Un rapport récent de l’ONG Human Rights Watch pointe du doigt le manque d’espace pour l’agrandissement des logements ou pour permettre aux enfants de jouer. Les inondations et les tempêtes ont aggravé la situation, affectant le logement, l’eau, la santé et l’éducation.
Le projet de relogement prévoit de transférer les 300 familles sur le continent d’ici le début de l’année 2024, non loin de leur ancien îlot, sur un terrain de 22 hectares prélevés dans la forêt. Chaque famille disposera d’un terrain de 300 mètres carrés, d’une maison de 49 mètres carrés avec deux chambres, une salle de bains, une salle à manger et une cuisine, ainsi que de l’eau potable et de l’électricité. Les familles auront également la possibilité d’agrandir leur maison et de cultiver leurs propres légumes. Enfin, une école sera construite pour garantir l’éducation des enfants.

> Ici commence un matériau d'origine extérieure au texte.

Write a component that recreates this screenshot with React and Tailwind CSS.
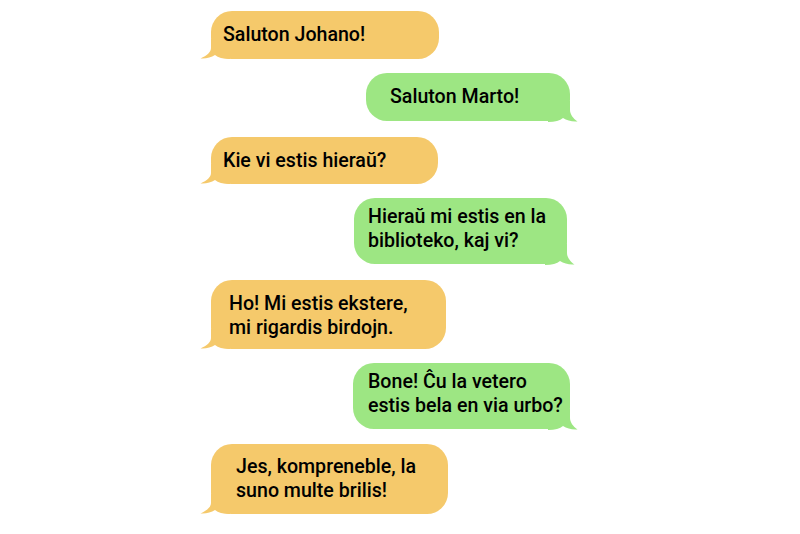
import React from "react"

const YELLOW = "#F5C96B"
const GREEN = "#9DE683"

function Tail({ side, color }) {
  if (side === "left") {
    return (
      <svg className="absolute left-[-11px] bottom-0" width="30" height="20" viewBox="0 0 30 20">
        <path d="M11 0 L11 9 C11 13 7 16.5 0.5 19.5 C6 20 11 18.5 15 16 C18 18.5 23 20 30 20 L30 0 Z" fill={color} />
      </svg>
    )
  }
  return (
    <svg className="absolute right-[-8px] bottom-[-1px]" width="30" height="21" viewBox="0 0 30 21">
      <path d="M22 0 L22 9 C22 13 25 17.5 29.5 20.5 C24 21 19 19.5 15 17 C12 19.5 7 21 0 21 L0 0 Z" fill={color} />
    </svg>
  )
}

const messages = [
  { side: "left", lines: ["Saluton Johano!"], w: "w-[228px]", h: "h-[48px]", pl: "pl-[12px]", pt: "pt-[12px]", mt: "mt-[11px]" },
  { side: "right", lines: ["Saluton Marto!"], w: "w-[204px]", h: "h-[48px]", pl: "pl-[24px]", pt: "pt-[12px]", mt: "mt-[14px]", mr: "mr-0" },
  { side: "left", lines: ["Kie vi estis hieraŭ?"], w: "w-[227px]", h: "h-[47px]", pl: "pl-[12px]", pt: "pt-[12px]", mt: "mt-[16px]" },
  { side: "right", lines: ["Hieraŭ mi estis en la", "biblioteko, kaj vi?"], w: "w-[213px]", h: "h-[66px]", pl: "pl-[14px]", pt: "pt-[7px]", mt: "mt-[14px]", mr: "mr-[3px]" },
  { side: "left", lines: ["Ho! Mi estis ekstere,", "mi rigardis birdojn."], w: "w-[235px]", h: "h-[69px]", pl: "pl-[18px]", pt: "pt-[12px]", mt: "mt-[16px]" },
  { side: "right", lines: ["Bone! Ĉu la vetero", "estis bela en via urbo?"], w: "w-[217px]", h: "h-[66px]", pl: "pl-[15px]", pt: "pt-[7px]", mt: "mt-[14px]", mr: "mr-0" },
  { side: "left", lines: ["Jes, kompreneble, la", "suno multe brilis!"], w: "w-[237px]", h: "h-[70px]", pl: "pl-[25px]", pt: "pt-[11px]", mt: "mt-[15px]" },
]

export default function App() {
  return (
    <div className="w-[800px] h-[534px] bg-white overflow-hidden font-['Roboto',sans-serif]">
      <div className="ml-[211px] w-[359px] flex flex-col">
        {messages.map((m, i) => {
          const color = m.side === "left" ? YELLOW : GREEN
          return (
            <div
              key={i}
              className={`relative rounded-[21px] ${m.w} ${m.h} ${m.pl} ${m.pt} ${m.mt} ${
                m.side === "left" ? "self-start bg-[#F5C96B]" : `self-end bg-[#9DE683] ${m.mr}`
              }`}
            >
              <Tail side={m.side} color={color} />
              <div className="relative text-[19.6px] leading-[24px] font-medium text-black">
                {m.lines.map((l, j) => (
                  <div key={j} className="whitespace-nowrap">{l}</div>
                ))}
              </div>
            </div>
          )
        })}
      </div>
    </div>
  )
}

Nelson Morgan, la plus haute autorité indigène de la communauté, se réjouit de cette initiative salvatrice. Cependant, Magdalena Martinez, tout en saluant cette opportunité, rêve d’une maison où elle pourra « vivre dignement », même si elle sait que son île bien-aimée lui manquera. Elle confie avec émotion : « Je suis contente, mais aussi nostalgique, car j’ai appris à vivre sur l’île et j’y laisse beaucoup de rêves et de larmes ». Face à la montée inexorable des eaux, ces indigènes luttent pour préserver leur mode de vie, même s’ils doivent quitter leur îlot chargé d’histoire dans les Caraïbes.